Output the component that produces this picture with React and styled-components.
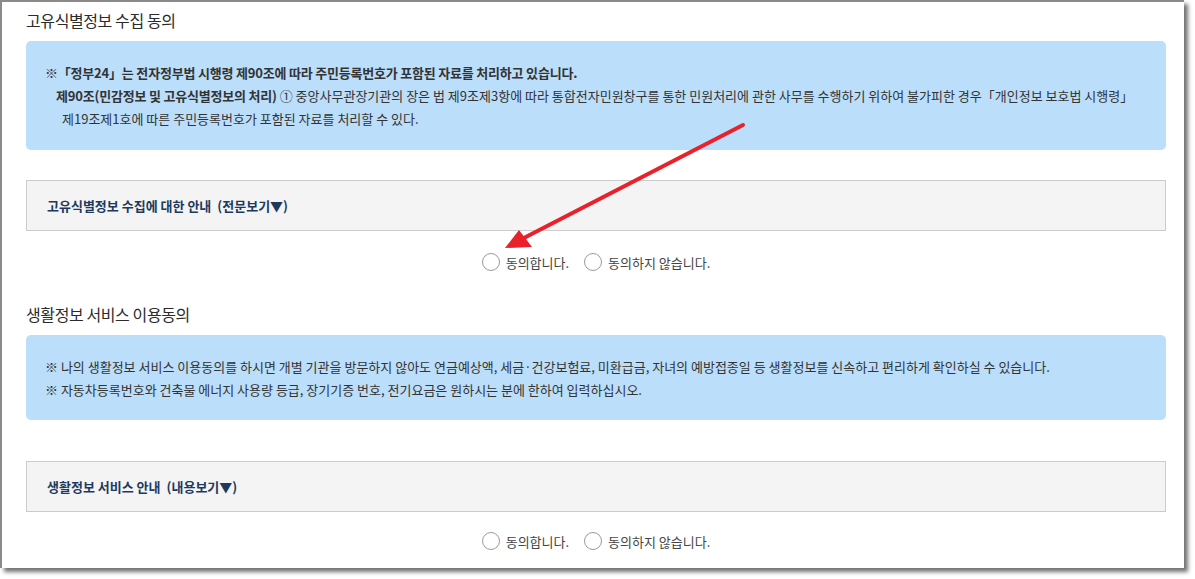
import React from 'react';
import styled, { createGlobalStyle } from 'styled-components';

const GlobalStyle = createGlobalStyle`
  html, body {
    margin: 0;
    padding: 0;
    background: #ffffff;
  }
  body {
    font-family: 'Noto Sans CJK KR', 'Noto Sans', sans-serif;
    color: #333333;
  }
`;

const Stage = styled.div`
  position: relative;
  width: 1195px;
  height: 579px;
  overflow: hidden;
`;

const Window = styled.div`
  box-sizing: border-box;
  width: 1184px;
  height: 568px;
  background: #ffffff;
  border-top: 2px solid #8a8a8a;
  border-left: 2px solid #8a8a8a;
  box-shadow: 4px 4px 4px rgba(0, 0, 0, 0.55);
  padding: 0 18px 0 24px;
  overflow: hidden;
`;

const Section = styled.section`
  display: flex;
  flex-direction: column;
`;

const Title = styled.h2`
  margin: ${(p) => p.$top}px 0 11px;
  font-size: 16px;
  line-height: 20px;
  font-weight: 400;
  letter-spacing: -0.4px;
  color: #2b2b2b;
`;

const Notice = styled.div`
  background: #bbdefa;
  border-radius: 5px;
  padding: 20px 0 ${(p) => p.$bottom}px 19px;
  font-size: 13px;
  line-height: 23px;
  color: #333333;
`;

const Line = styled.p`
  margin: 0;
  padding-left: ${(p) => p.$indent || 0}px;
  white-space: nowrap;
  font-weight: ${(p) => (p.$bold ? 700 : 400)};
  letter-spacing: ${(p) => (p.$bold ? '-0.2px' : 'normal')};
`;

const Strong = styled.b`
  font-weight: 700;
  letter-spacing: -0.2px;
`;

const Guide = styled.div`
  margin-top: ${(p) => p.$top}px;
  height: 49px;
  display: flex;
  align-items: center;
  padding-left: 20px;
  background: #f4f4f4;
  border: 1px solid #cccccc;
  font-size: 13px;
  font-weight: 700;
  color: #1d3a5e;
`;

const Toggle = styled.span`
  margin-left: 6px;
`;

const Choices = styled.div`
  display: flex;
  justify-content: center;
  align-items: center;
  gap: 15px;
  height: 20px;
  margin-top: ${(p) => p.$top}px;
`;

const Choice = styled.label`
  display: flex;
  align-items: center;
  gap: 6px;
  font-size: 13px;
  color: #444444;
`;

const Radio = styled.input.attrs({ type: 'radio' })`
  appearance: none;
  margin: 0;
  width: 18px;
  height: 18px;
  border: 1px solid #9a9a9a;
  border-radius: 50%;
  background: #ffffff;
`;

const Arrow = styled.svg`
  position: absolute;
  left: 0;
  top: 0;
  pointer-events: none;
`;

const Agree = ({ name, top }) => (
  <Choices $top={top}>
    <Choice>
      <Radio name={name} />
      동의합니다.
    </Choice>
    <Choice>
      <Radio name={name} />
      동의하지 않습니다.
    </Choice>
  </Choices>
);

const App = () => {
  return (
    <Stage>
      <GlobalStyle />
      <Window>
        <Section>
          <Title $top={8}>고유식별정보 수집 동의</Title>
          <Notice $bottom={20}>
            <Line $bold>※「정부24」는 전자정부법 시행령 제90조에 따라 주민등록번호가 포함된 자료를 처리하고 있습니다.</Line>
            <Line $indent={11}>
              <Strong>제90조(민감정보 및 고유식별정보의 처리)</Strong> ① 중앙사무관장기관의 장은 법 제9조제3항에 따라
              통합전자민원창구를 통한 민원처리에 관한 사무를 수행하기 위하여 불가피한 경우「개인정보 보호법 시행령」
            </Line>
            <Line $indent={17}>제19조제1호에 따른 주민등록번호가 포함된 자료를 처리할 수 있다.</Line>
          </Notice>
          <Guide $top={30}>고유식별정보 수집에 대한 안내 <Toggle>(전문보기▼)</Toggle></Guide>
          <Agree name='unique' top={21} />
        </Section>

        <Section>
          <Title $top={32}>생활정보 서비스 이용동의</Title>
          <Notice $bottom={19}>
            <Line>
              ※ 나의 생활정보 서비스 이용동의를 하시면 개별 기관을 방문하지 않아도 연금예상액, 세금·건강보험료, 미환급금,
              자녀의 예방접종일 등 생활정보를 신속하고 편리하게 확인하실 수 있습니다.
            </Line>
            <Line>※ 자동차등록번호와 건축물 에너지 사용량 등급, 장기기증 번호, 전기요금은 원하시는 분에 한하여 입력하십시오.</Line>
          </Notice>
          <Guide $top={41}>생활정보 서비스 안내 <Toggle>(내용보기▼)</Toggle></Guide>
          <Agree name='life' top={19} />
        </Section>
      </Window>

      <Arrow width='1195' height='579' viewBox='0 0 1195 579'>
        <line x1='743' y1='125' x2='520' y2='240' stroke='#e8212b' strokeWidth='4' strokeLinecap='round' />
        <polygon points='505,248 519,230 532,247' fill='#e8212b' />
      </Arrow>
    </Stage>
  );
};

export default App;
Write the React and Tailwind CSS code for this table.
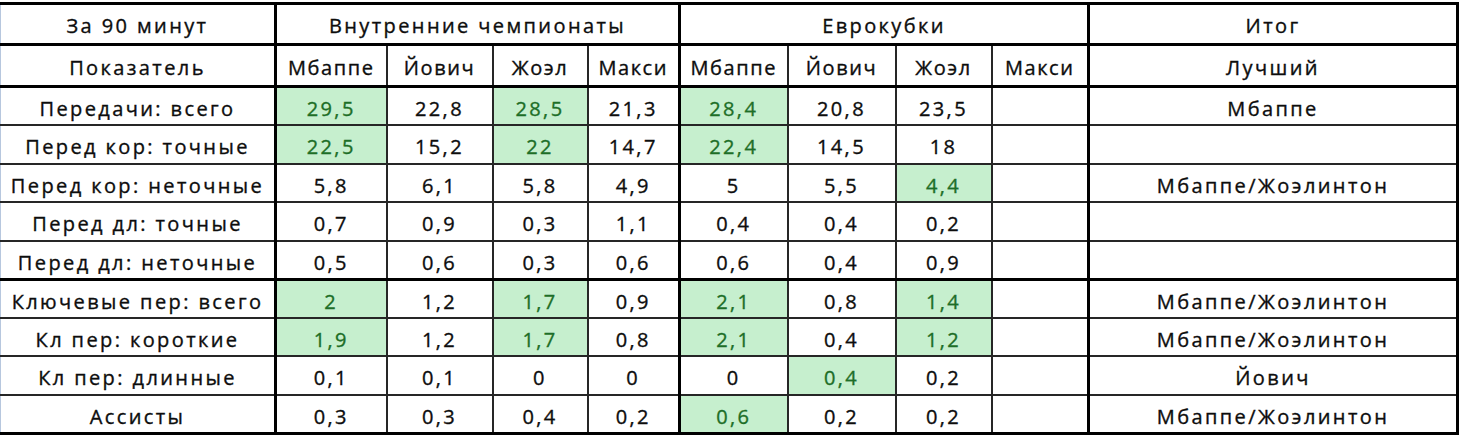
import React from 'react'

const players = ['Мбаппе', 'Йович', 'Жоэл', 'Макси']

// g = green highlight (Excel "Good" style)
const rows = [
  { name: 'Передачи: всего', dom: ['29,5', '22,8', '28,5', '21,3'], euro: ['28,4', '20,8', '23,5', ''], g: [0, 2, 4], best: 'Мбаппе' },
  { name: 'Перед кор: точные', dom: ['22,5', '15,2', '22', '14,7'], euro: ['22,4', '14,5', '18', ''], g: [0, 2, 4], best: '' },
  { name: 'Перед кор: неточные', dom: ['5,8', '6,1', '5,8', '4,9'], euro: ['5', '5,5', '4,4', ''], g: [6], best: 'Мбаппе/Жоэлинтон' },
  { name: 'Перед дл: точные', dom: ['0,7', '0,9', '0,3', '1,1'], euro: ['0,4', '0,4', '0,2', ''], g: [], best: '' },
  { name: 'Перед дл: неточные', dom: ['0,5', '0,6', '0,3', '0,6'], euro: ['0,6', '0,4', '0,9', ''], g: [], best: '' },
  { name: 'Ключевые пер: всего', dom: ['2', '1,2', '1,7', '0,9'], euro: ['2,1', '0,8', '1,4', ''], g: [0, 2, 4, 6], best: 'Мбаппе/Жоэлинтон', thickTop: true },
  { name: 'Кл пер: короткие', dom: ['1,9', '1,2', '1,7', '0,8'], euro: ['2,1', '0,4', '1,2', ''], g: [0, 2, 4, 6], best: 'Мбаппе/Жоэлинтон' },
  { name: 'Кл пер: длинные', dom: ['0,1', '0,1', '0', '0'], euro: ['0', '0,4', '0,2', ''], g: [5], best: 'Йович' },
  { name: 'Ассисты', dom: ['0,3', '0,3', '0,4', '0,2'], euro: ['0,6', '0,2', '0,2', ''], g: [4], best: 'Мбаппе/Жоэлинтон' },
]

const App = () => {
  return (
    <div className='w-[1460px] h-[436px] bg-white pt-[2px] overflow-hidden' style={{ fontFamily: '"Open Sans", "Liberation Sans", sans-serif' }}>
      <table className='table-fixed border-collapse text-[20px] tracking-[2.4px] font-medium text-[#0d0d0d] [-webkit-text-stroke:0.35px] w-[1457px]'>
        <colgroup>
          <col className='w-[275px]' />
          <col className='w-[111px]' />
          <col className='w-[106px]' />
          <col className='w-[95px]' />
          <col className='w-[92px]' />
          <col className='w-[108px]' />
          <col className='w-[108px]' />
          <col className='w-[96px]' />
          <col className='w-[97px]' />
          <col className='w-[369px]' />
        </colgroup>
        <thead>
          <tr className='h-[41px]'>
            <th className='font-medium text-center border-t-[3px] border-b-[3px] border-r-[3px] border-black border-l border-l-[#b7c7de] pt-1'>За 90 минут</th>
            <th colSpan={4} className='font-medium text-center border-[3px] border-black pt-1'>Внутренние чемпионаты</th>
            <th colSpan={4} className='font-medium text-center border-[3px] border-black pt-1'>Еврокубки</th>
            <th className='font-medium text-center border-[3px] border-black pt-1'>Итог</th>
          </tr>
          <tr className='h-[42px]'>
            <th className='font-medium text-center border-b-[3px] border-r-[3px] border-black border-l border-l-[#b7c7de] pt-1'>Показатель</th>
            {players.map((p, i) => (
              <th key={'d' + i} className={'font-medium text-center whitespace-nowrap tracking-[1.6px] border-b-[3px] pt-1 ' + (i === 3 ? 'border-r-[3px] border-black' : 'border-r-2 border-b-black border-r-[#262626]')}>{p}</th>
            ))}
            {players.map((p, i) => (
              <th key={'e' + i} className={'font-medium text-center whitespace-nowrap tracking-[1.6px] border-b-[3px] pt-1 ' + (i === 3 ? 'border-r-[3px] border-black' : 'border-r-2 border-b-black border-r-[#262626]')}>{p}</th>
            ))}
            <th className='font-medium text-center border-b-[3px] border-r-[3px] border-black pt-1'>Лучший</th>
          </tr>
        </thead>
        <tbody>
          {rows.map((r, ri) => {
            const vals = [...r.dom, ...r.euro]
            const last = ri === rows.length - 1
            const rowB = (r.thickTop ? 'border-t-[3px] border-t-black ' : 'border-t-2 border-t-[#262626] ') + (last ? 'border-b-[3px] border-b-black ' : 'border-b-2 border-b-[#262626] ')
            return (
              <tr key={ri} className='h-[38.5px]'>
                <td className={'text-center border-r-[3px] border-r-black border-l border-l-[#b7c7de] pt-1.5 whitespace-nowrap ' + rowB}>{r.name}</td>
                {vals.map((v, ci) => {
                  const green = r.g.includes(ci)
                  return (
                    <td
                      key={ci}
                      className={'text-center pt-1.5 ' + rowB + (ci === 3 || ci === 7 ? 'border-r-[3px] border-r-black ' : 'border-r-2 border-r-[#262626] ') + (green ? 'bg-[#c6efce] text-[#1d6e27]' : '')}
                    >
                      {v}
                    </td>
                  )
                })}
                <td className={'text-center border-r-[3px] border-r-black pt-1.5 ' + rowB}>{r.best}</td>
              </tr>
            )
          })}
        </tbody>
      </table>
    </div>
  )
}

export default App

┄┄┄┄┄┄┄┄┄┄

- **WORK TO COMPLETE**: Copy each line that holds the word "components".

- **RESULT**:
Output the component that produces this picture with React and styled-components.
import styled, { createGlobalStyle } from 'styled-components';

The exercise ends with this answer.